When does progress stop and playing God begin? When South Korean researchers announced Thursday that human embryos had been successfully cloned in a laboratory, the instant ethical ramifications flared up like a Roman candle.
There is no right to play God, opponents of embryo-cloning contend. The creation of life is at the will of our Creator and no one else, especially not some lab coat in some underground laboratory. The creation of a human embryo is the creation of human life, and to alter that embryo is a whimsical juggling act of life and death.
Each breakthrough in genetic engineering - from Dolly the sheep's birth, her death, stem-cell research and beyond - confronts progress with ethics. Every instance of genetic engineering is passionately argued on both sides until, quite frankly, it stops being news.
Last year, the United Nations placed a two-year gag order on human cloning decrees. No news is good news - we'll make our minds up when this whole thing has died down, thanks.
But whenever a controversial issue comes part and parcel with ethics vs. scientific progress, ignoring the circumstances is fastidiously stubborn. If we ignore the clamor, the shouting and the discourse, we ignore the issue itself and our capacity to learn from it as a race of human beings.
When considering the intent of the research and use cloned human embryos, the potential outweighs the moral implications. Therapeutic cloning - the practice of generating embryos as possible treatment for diseases - is not playing God. It answers a greater ethical rule - the golden one.

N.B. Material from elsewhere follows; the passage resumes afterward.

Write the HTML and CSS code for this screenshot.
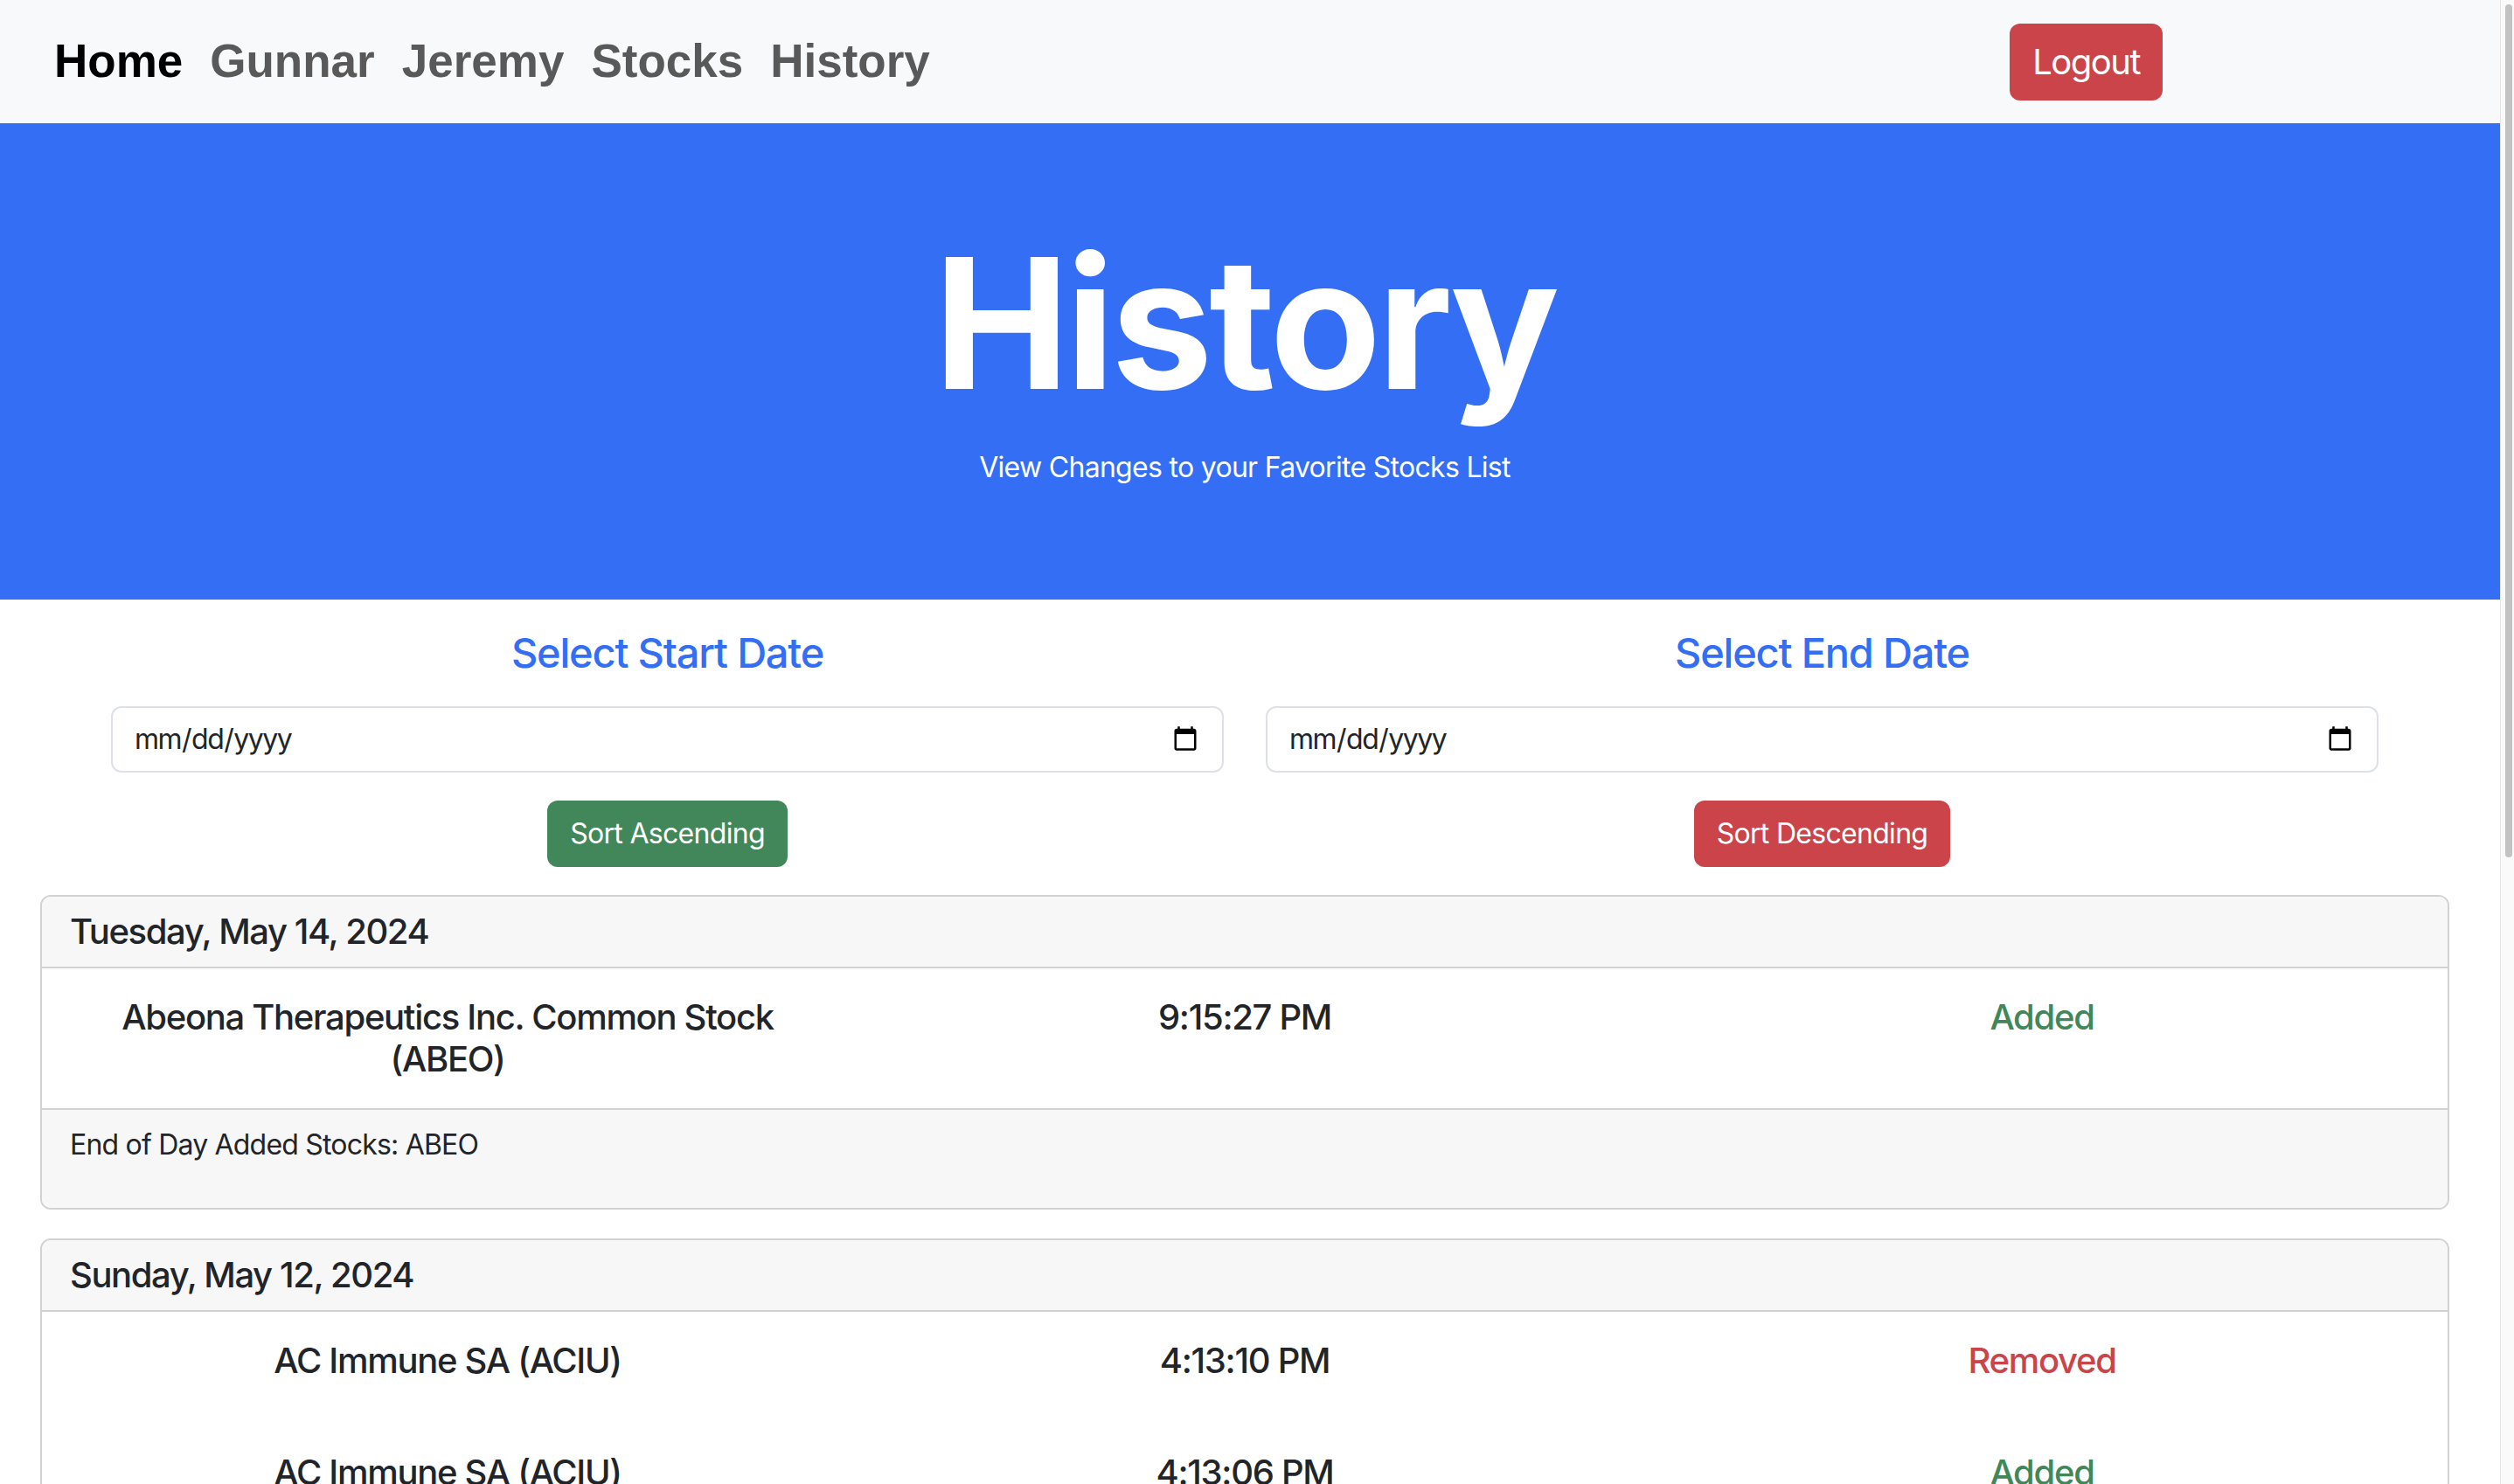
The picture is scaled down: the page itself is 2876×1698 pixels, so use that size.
FILE: index.html
```html
<!DOCTYPE html>
<html lang="en">
<head>
<meta charset="utf-8">
<title>History</title>
<link rel="stylesheet" href="styles.css">
</head>
<body>
<div class="window">
  <div class="viewport">
    <nav class="navbar">
      <div class="nav-links">
        <a class="nav-link active" href="#">Home</a>
        <a class="nav-link" href="#">Gunnar</a>
        <a class="nav-link" href="#">Jeremy</a>
        <a class="nav-link" href="#">Stocks</a>
        <a class="nav-link" href="#">History</a>
      </div>
      <button class="btn btn-danger btn-logout" type="button">Logout</button>
    </nav>

    <header class="hero">
      <h1 class="hero-title">History</h1>
      <p class="hero-sub">View Changes to your Favorite Stocks List</p>
    </header>

    <main class="content">
      <div class="filters">
        <div class="filter-col">
          <h4 class="filter-title">Select Start Date</h4>
          <input class="date-input" type="date">
          <button class="btn btn-success" type="button">Sort Ascending</button>
        </div>
        <div class="filter-col">
          <h4 class="filter-title">Select End Date</h4>
          <input class="date-input" type="date">
          <button class="btn btn-danger" type="button">Sort Descending</button>
        </div>
      </div>

      <section class="card">
        <div class="card-header"><h5 class="card-date">Tuesday, May 14, 2024</h5></div>
        <div class="card-body">
          <div class="entry">
            <div class="cell">Abeona Therapeutics Inc. Common Stock (ABEO)</div>
            <div class="cell">9:15:27 PM</div>
            <div class="cell added">Added</div>
          </div>
        </div>
        <div class="card-footer"><p class="summary">End of Day Added Stocks: ABEO</p></div>
      </section>

      <section class="card">
        <div class="card-header"><h5 class="card-date">Sunday, May 12, 2024</h5></div>
        <div class="card-body">
          <div class="entry">
            <div class="cell">AC Immune SA (ACIU)</div>
            <div class="cell">4:13:10 PM</div>
            <div class="cell removed">Removed</div>
          </div>
          <div class="entry">
            <div class="cell">AC Immune SA (ACIU)</div>
            <div class="cell">4:13:06 PM</div>
            <div class="cell added">Added</div>
          </div>
        </div>
      </section>
    </main>
  </div>
  <div class="scrollbar"><div class="scroll-thumb"></div></div>
</div>
</body>
</html>
```

FILE: styles.css
```css
html, body {
  margin: 0;
  height: 100%;
  overflow: hidden;
}

body {
  font-family: Inter, "Noto Sans", sans-serif;
  font-size: 32px;
  line-height: 1.5;
  color: #212529;
  background: #ffffff;
}

.window {
  display: flex;
  height: 100vh;
}

.viewport {
  flex: 1;
  min-width: 0;
  overflow: hidden;
}

.scrollbar {
  width: 16px;
  flex: none;
  box-sizing: border-box;
  background: #fafafa;
  border-left: 1px solid #e6e6e6;
  padding: 5px 2px 0 5px;
}

.scroll-thumb {
  height: 976px;
  background: #c2c2c2;
  border-radius: 5px;
}

/* Navbar */
.navbar {
  display: flex;
  align-items: center;
  height: 141px;
  box-sizing: border-box;
  padding: 0 386px 0 46px;
  background: #f8f9fa;
}

.nav-links {
  display: flex;
  flex: 1;
}

.nav-link {
  font-family: "Liberation Sans", Arial, sans-serif;
  font-weight: 700;
  font-size: 53px;
  line-height: 1.15;
  color: #595959;
  text-decoration: none;
  padding: 0 15.5px;
}

.nav-link:first-child {
  padding-left: 16px;
}

.nav-link.active {
  color: #000000;
}

/* Buttons */
.btn {
  font-family: Inter, "Noto Sans", sans-serif;
  font-size: 32px;
  line-height: 48px;
  letter-spacing: -0.7px;
  padding: 12px 24px;
  border: 2px solid transparent;
  border-radius: 12px;
  color: #ffffff;
  cursor: pointer;
}

.btn-danger {
  background: #cb444a;
}

.btn-success {
  background: #418759;
}

.btn-logout {
  font-size: 40px;
  line-height: 60px;
  letter-spacing: -1.5px;
}

/* Hero */
.hero {
  background: #336ef4;
  color: #ffffff;
  text-align: center;
  padding: 104px 12px 127px 0;
}

.hero-title {
  margin: 0 0 16px;
  font-size: 208px;
  font-weight: 700;
  line-height: 1.2;
  letter-spacing: -4.5px;
}

.hero-sub {
  margin: 0;
  font-size: 32px;
  line-height: 48px;
  letter-spacing: -0.7px;
}

/* Content */
.content {
  padding: 32px 58px 0 46px;
}

.filters {
  display: grid;
  grid-template-columns: 1fr 1fr;
  margin: 0 57px 32px;
}

.filter-col {
  display: flex;
  flex-direction: column;
  align-items: center;
  padding: 0 24px;
}

.filter-title {
  margin: 0 0 32px;
  font-size: 47px;
  font-weight: 500;
  line-height: 58px;
  letter-spacing: -1.2px;
  color: #336ef4;
}

.date-input {
  box-sizing: border-box;
  width: 100%;
  height: 76px;
  margin: 0 0 32px;
  padding: 12px 24px;
  font-family: Inter, "Noto Sans", sans-serif;
  font-size: 32px;
  line-height: 48px;
  letter-spacing: -1.5px;
  color: #212529;
  background: #ffffff;
  border: 2px solid #dee2e6;
  border-radius: 12px;
}

/* Cards */
.card {
  border: 2px solid #d2d2d2;
  border-radius: 12px;
  margin-bottom: 33px;
  overflow: hidden;
}

.card-header {
  background: #f7f7f7;
  border-bottom: 2px solid #d2d2d2;
  padding: 16px 32px;
}

.card-date {
  margin: 0;
  font-size: 40px;
  font-weight: 500;
  line-height: 48px;
  letter-spacing: -1.4px;
}

.card-body {
  display: flex;
  flex-direction: column;
  gap: 80px;
  padding: 32px;
}

.entry {
  display: grid;
  grid-template-columns: repeat(3, 1fr);
  margin: 0 -24px;
}

.cell {
  padding: 0 24px;
  text-align: center;
  font-size: 40px;
  font-weight: 500;
  line-height: 48px;
  letter-spacing: -1.3px;
}

.added {
  color: #418759;
}

.removed {
  color: #cb444a;
}

.card-footer {
  background: #f7f7f7;
  border-top: 2px solid #d2d2d2;
  padding: 16px 32px;
}

.summary {
  margin: 0 0 32px;
  font-size: 32px;
  line-height: 48px;
  letter-spacing: -0.8px;
}
```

Treat others as you want to be treated. If the technology available affords an injured or ill person an opportunity to live or to live a prolonged healthy life to buck their prognosis, don't they deserve it? If a scientist in a laboratory is able to fabricate healthy organs to replace sick ones, is it ethical to deny the technology and allow suffering?
The moral and ethical implications of essentially creating a human life outside a mother's womb indeed run deeper than an opinion in a newspaper can possibly provide. Religion, philosophy and faith are lifelong beliefs, embraced for the sake of having beliefs to fall back on.
The argument can be made that more people should have a core belief structure to keep society in a consistent level of morality, but the degree of morality is forever up to the individual. The insistence that human embryos should be cloned to combat disease and prolong life is not an invasion of anyone's personal beliefs, it's a belief in and of itself and both need to be respected.
The world needs to take the opportunity for diabetes, Parkinson's Disease, central nervous system injury and more to be wiped out entirely or drastically sedated. For the sake of people whose numbers never show up on the organ donor list, we say accept this technology as a method of enriching life, not manipulating it.
We all stand to learn a great deal more about how technological and scientific advance can work for us. The moment we mistrust the intent of progress, however, is the moment we set a limit to our capabilities as humans.